‘Gotta Get Theroux This: My Life and Strange Times in Television’ is Louis Theroux’s memoir reflecting on over twenty years of making television documentaries. His career began in 1994 with a one-off segment on Michael Moore’s ‘TV Nation’ on apocalyptic religious sects followed by the ‘Weird Weekends’ series which focused on odd aspects of Americana. More recently, he has moved towards documentaries about hard-hitting topics such as eating disorders and addiction.
The title of the book was chosen as part of Theroux’s efforts to “reclaim” the popular pun on his surname. The son of travel writer Paul Theroux, his childhood characterised by anxiety is dealt with light-heartedly before moving on to his accidental big break in television after a short spell in print journalism in the United States.

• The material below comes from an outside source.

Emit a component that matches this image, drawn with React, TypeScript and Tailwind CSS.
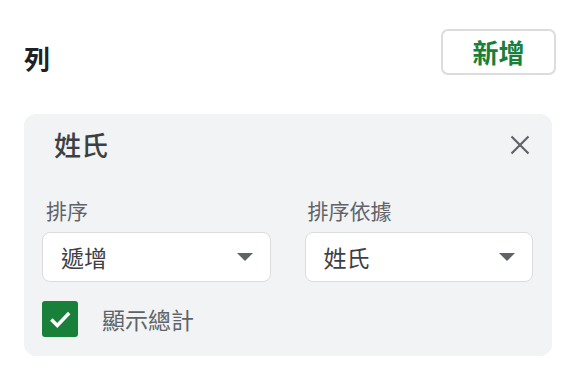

Much like Emily Maitlis does in her book Airhead, Theroux offers a fascinating look at the extensive behind-the-scenes preparation ahead of making television programmes with a lot of insight into the documentaries which didn’t get made as well as those which did. It is clear that getting the tone right is a difficult balancing act, particularly now that Theroux has moved towards exploring more serious subjects in a less frivolous way than he was originally known for. He also discusses the challenges of finding a good work/life balance with a growing family alongside a demanding and often unpredictable career.
Theroux reflects candidly and at length on the time he spent with Jimmy Savile for his ‘When Louis Met…’ series of celebrity profiles. They stayed in contact sporadically over the years until Savile’s death in 2011, shortly after which it was revealed that Savile had been a prolific sexual abuser throughout his broadcasting career. Now with the hindsight of the full scale of Savile’s offending, Theroux is extremely perceptive about Savile’s behaviour around him, particularly his tendency to say extremely provocative things under the cover of a joke. Theroux berates himself about a lot of things in this book, but none more so than his failure (as he sees it) to unravel the enigma of Savile, even though he arguably came closer than anyone else to doing this in his original documentary.
While many believe that Theroux adopts a “faux-naïve” persona in front of the camera, his success lies in his authenticity and genuine curiosity about the subjects of his programmes. This is illustrated brilliantly in his entertaining and thoughtfully written memoir.